At the beginning of this academic year an advertisement went out for an Education Research Secondment working alongside Tamsin Little from our central team, researching and writing a criteria for a learning platform that would provide opportunities for our pupils to develop their learning characteristics. I jumped at the chance to develop my ideas and vision around learning, character and curriculum further and was lucky enough to be successful in my application.

Since starting the post in October, I have read countless articles, texts, books and listened to podcasts and watched YouTube videos all about the idea and the importance of “Personal Development and Character” in education. The more I have read and discovered, the more links I have made back to my previous experience in the classroom over the last ten years.

Soft skills, learning powers, habits of mind, character strengths, non-cognitive capacities – there are many names used for these vital skills that some educationalists, such as Baroness Morgan, believe should be “Taught and not caught.” As a trust we call them “Learning Characteristics” and have identified eighteen of these split across the three main drivers – Personal Development, Creative Development and Community Engagement. One of the main tasks of my Secondment has been to write the three milestone criteria for each of these Learning Characteristics so that we can be clear in where we want our children to achieve by the time they leave primary school in relation to, for example, collaboration, risk taking or resilience.

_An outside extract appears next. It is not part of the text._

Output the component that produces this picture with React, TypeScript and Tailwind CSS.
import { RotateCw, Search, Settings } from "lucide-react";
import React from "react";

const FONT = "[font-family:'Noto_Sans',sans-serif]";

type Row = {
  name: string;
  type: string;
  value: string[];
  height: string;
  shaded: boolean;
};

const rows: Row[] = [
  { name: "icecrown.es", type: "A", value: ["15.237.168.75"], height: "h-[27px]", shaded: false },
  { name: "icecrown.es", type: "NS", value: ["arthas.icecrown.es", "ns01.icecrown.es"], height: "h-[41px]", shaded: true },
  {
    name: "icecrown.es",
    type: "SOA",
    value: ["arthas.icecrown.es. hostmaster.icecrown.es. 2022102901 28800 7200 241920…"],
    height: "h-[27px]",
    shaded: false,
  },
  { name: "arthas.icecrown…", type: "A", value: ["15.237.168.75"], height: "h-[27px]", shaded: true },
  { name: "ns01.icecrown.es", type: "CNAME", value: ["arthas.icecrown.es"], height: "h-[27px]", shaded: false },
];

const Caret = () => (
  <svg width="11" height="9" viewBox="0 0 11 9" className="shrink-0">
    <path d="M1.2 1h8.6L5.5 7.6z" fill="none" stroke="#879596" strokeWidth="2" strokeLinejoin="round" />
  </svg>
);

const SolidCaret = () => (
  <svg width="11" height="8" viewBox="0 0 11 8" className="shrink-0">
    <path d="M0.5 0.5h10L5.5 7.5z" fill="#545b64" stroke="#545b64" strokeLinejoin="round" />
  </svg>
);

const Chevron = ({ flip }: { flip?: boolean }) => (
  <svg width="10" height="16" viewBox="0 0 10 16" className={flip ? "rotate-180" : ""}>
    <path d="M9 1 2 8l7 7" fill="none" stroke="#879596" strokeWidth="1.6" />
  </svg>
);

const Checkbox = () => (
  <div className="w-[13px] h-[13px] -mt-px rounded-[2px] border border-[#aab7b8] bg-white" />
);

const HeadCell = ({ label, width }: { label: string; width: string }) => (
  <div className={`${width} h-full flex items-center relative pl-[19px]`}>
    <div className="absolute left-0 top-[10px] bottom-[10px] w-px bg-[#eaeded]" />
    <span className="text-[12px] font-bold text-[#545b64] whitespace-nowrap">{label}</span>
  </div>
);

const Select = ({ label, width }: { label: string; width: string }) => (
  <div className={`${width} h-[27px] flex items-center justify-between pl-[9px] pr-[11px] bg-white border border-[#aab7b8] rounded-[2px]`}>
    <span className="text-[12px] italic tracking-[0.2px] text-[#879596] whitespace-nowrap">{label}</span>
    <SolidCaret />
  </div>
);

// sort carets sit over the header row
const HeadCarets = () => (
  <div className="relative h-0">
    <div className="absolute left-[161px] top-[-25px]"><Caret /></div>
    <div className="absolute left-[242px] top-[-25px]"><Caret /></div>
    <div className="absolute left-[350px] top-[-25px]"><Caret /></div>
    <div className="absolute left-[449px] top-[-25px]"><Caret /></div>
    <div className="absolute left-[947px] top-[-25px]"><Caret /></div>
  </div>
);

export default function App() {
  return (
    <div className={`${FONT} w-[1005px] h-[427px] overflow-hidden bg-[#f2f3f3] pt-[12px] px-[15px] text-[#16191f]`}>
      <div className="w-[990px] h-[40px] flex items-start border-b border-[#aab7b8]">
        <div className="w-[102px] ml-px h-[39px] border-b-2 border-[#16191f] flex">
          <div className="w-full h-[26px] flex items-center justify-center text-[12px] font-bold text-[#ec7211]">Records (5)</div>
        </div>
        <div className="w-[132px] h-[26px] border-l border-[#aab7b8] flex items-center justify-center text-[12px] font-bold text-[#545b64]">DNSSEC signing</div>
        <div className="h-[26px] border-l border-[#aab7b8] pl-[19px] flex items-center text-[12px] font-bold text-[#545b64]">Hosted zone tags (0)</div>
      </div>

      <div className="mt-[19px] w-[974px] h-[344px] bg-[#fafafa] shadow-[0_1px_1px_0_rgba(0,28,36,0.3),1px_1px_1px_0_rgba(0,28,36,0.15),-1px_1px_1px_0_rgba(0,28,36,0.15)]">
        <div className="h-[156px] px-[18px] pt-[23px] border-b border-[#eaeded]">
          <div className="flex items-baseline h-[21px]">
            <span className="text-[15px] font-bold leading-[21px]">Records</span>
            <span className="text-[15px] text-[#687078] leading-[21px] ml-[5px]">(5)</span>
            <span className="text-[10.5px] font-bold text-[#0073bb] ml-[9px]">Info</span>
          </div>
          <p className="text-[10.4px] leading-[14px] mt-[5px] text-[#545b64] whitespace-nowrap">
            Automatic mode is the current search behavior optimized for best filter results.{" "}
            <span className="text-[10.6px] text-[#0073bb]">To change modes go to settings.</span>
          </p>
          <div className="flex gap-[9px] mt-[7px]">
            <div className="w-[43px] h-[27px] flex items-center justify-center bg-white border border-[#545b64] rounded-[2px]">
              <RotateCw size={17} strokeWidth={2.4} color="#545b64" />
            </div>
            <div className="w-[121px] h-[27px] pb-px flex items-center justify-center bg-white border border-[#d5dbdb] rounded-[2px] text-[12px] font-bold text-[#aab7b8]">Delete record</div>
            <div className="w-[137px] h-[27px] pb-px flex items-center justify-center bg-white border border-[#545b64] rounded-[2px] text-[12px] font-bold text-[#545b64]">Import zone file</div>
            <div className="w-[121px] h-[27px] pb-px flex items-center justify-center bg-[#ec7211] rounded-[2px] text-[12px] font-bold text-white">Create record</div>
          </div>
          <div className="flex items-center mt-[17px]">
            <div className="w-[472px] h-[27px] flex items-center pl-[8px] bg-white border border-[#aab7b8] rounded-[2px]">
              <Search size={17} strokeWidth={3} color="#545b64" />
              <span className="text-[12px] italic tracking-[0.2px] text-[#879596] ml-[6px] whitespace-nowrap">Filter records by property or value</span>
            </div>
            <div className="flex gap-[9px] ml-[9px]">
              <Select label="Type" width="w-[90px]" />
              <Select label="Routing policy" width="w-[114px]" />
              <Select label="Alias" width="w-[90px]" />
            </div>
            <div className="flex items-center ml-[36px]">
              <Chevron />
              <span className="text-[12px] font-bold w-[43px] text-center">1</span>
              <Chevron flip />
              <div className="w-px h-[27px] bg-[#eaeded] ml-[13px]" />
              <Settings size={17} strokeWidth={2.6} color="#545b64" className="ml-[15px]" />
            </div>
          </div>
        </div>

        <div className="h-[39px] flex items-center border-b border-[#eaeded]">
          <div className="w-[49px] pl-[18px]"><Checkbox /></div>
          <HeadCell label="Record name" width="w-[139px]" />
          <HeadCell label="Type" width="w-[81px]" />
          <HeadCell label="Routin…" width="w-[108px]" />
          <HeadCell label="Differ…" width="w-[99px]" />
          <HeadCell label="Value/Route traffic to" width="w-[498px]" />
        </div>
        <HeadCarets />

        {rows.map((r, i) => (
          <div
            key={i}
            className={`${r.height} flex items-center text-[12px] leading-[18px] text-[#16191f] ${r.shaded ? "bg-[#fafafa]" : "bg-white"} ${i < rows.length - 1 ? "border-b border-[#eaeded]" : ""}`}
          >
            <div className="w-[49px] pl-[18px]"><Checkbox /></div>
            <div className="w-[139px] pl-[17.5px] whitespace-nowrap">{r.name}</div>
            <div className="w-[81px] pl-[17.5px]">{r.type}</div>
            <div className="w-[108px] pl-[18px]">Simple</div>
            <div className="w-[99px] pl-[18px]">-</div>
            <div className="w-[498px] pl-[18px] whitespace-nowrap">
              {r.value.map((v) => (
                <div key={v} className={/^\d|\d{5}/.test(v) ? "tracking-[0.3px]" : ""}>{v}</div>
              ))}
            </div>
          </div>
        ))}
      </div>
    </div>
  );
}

A common question in the schools that I have worked in has always been “what can we do to make our children more resilient?”.  This is where I started with my research, and it led me to the idea of “character education” and how many schools and curriculums around the world have a far greater focus on it than the UK. For example the KIPP Charter Schools in America see Character Strengths as key to their pupils success in the future so much so that they grade their pupils character on their report card in such categories as Zest, Grit, Self-Control and Curiosity.  I also researched how the Australian curriculum includes Personal and Social Capability and Critical and Creative Thinking in their Seven Capabilities alongside Literacy and Numeracy because they want their children to be able to live and work successfully in the twenty-first century.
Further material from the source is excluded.